Required work =>
Reproduce only the lines from the one containing "Clone this screenshot in Web Components." through the one containing "<campus-app></campus-app>", exactly as written and with both ends included.

====== Exercise materials

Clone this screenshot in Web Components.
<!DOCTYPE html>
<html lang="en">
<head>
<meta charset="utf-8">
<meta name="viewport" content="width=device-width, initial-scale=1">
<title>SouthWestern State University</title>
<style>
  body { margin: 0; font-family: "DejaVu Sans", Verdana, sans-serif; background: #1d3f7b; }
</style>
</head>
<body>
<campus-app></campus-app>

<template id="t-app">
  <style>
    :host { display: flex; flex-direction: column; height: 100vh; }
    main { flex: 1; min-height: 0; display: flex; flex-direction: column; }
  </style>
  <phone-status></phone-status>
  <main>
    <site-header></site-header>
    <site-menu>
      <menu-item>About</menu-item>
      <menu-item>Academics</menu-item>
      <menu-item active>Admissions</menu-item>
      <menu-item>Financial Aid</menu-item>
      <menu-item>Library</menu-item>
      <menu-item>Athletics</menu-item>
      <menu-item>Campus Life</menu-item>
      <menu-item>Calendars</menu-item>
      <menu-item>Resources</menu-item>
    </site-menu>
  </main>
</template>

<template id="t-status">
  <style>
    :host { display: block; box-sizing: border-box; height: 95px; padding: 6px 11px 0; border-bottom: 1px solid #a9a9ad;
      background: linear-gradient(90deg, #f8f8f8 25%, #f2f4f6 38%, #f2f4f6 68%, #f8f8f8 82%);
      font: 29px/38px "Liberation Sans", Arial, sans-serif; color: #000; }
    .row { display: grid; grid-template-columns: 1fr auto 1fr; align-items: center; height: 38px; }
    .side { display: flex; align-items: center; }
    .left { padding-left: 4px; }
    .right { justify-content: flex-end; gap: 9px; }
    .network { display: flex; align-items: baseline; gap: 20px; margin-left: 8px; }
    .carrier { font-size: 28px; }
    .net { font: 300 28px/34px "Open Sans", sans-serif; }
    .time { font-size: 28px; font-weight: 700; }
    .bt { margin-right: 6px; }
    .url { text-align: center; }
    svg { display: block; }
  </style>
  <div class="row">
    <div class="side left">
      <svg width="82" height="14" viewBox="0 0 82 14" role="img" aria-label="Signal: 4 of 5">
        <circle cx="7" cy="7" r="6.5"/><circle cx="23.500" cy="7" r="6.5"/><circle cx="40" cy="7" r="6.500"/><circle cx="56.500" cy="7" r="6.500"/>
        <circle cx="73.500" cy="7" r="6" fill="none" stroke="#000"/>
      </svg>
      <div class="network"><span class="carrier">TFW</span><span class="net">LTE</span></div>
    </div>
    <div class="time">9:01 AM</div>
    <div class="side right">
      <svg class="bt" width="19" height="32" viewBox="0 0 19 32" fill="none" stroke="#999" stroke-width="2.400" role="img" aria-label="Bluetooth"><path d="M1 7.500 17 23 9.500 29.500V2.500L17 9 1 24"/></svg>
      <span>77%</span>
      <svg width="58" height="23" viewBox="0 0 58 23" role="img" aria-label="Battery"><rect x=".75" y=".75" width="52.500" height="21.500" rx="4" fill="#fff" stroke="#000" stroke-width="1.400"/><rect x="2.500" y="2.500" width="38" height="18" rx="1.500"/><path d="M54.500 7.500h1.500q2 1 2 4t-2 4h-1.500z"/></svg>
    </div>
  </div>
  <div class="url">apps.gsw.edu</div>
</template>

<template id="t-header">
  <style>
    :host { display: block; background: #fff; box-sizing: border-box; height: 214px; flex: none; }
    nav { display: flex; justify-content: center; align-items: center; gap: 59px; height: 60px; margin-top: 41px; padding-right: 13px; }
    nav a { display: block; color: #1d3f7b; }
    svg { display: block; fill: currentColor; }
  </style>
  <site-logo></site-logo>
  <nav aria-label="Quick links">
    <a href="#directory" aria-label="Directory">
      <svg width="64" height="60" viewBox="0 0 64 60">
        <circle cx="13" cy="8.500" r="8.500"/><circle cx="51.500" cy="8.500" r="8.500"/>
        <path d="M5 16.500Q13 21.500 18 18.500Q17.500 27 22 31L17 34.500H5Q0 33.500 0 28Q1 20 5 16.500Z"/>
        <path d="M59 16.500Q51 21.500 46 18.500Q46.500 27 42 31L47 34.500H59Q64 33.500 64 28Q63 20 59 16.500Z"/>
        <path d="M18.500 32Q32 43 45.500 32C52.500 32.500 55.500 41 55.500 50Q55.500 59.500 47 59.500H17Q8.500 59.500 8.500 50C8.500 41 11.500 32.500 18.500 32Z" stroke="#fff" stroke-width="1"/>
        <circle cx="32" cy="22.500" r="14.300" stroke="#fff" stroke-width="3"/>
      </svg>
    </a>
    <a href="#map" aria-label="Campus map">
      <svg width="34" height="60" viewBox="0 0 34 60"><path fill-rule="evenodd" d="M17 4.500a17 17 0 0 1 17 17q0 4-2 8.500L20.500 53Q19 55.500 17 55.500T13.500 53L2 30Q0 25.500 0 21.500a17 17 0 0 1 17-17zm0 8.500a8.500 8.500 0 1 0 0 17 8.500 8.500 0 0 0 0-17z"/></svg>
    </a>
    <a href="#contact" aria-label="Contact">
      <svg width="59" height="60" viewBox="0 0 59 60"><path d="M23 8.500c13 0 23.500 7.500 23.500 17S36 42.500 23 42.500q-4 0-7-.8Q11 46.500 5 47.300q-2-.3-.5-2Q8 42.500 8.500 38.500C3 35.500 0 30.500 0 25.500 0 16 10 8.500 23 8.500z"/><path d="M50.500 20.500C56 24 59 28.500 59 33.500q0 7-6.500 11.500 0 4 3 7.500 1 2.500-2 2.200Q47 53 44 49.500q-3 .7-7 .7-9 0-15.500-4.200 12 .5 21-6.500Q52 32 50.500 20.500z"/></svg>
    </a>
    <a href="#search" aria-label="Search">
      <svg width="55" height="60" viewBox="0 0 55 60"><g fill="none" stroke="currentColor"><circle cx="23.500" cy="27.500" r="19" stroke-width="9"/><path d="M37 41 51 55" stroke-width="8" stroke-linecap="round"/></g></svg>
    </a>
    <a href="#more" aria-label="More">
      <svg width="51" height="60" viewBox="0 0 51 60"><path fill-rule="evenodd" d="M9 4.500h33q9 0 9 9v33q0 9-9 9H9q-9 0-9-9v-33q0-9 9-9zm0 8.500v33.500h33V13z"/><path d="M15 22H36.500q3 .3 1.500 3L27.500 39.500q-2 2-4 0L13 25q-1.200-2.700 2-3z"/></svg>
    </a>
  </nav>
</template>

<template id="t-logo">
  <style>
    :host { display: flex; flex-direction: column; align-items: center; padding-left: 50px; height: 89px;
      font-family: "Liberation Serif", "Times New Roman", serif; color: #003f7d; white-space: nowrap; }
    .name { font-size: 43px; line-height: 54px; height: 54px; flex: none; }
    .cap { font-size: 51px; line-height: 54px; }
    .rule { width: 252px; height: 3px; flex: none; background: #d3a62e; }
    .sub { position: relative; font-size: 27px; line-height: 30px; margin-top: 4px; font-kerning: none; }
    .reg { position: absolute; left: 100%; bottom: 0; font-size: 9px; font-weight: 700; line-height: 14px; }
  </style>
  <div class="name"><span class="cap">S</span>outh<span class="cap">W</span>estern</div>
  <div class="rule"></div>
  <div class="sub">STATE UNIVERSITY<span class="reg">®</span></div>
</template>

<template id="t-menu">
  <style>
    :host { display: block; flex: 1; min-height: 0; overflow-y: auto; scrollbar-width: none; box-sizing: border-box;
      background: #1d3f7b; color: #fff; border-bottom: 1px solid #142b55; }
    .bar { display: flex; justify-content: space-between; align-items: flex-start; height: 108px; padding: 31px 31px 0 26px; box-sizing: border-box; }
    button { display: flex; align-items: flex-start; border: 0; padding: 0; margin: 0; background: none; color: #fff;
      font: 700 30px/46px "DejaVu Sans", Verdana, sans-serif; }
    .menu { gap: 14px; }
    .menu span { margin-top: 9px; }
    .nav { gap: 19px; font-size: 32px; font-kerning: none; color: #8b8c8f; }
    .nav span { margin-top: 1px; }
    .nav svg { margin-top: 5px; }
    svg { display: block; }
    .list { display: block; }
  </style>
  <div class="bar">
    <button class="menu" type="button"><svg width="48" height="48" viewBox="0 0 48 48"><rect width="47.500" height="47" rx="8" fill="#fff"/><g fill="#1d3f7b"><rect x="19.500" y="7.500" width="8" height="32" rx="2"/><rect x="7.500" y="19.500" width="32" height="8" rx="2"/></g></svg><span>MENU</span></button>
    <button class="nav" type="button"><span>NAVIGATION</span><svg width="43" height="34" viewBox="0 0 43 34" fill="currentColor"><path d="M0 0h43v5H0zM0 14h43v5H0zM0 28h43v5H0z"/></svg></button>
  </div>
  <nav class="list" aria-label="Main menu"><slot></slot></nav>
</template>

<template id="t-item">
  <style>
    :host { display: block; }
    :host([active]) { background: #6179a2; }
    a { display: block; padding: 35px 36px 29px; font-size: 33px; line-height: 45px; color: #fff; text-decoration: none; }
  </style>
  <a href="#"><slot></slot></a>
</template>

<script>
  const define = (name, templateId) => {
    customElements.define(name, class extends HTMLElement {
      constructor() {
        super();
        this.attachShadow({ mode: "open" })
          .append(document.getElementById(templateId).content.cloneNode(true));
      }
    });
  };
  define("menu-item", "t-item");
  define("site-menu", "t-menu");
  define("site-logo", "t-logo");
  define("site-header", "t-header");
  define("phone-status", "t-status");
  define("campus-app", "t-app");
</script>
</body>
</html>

============
====== Exercise materials

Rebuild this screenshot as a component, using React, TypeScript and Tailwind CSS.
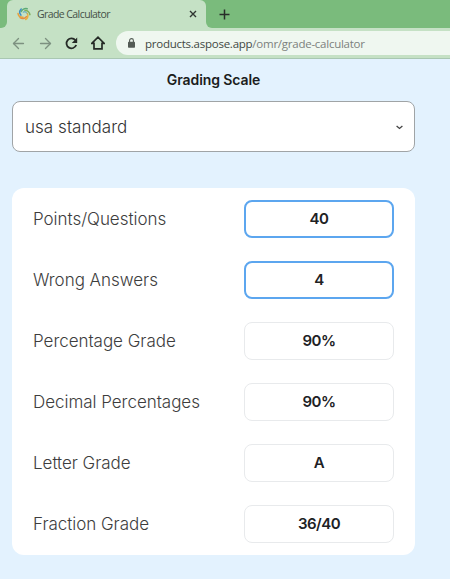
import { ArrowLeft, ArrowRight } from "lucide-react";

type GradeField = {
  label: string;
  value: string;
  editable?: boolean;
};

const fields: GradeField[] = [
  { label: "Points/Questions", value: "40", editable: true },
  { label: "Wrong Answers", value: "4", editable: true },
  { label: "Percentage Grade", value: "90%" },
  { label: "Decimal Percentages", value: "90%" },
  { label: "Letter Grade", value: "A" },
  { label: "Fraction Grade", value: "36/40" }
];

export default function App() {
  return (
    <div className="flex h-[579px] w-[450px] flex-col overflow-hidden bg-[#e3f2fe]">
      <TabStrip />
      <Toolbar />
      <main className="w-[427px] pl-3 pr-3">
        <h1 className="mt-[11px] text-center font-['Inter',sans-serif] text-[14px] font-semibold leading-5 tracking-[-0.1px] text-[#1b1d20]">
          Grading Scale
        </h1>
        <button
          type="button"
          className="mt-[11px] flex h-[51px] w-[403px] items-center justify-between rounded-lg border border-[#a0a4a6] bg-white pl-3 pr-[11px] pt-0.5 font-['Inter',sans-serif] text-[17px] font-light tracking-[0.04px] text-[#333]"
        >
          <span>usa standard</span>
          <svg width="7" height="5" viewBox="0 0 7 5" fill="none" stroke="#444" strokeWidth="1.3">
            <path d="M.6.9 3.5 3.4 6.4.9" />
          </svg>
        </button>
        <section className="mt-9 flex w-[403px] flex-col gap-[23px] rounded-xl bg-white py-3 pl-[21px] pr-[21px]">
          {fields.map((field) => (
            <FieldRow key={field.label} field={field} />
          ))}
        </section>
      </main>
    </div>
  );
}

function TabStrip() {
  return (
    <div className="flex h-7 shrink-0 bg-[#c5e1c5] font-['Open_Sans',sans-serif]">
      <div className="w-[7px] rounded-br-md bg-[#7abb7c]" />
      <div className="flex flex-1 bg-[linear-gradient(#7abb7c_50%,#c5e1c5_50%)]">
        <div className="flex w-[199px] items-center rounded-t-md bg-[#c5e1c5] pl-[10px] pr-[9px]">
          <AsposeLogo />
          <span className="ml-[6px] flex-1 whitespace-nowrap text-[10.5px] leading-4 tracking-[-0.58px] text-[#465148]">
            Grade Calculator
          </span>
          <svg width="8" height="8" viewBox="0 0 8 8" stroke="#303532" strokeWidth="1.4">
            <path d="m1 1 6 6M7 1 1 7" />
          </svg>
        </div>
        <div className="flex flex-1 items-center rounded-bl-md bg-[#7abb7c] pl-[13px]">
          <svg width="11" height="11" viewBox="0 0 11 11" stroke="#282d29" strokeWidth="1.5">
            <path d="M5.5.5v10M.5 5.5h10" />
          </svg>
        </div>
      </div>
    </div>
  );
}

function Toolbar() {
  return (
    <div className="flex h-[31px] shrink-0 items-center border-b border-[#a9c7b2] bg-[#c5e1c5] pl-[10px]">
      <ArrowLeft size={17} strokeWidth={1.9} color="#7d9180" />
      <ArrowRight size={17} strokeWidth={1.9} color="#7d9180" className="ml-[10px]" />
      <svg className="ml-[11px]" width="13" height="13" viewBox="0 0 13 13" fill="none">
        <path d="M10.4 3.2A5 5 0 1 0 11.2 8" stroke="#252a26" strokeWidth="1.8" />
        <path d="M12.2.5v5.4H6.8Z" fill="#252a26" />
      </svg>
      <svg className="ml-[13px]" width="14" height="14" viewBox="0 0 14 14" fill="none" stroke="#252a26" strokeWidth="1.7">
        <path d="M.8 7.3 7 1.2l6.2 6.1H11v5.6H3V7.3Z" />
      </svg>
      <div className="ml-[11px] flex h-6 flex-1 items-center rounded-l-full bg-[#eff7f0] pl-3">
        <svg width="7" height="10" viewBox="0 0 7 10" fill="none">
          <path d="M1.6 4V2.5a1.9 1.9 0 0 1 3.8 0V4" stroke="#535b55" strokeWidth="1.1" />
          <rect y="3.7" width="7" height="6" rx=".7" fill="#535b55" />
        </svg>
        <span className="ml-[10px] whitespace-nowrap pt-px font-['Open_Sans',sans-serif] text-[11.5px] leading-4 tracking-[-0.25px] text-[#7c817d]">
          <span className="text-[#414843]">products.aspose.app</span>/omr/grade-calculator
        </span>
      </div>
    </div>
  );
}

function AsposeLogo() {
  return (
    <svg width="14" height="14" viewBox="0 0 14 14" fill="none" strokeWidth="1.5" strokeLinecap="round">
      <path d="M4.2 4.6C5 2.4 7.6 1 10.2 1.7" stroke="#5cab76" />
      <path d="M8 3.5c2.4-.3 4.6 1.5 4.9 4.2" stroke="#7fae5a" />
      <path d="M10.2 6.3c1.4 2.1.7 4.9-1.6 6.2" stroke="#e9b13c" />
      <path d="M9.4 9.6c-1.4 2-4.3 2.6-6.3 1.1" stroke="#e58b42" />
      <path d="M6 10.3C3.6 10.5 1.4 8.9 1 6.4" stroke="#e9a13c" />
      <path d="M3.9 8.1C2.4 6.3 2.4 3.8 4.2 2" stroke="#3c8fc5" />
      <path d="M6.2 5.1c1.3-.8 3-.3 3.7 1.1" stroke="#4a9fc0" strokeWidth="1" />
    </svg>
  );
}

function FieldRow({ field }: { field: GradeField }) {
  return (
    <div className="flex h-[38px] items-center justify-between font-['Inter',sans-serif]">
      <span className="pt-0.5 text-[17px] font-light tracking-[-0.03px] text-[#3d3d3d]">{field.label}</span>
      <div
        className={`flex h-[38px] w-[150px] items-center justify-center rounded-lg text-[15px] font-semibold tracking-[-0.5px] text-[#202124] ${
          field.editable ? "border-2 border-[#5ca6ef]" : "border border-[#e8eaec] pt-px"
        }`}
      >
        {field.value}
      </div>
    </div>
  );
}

============

Exercise solution =>
Clone this screenshot in Web Components.
<!DOCTYPE html>
<html lang="en">
<head>
<meta charset="utf-8">
<meta name="viewport" content="width=device-width, initial-scale=1">
<title>SouthWestern State University</title>
<style>
  body { margin: 0; font-family: "DejaVu Sans", Verdana, sans-serif; background: #1d3f7b; }
</style>
</head>
<body>
<campus-app></campus-app>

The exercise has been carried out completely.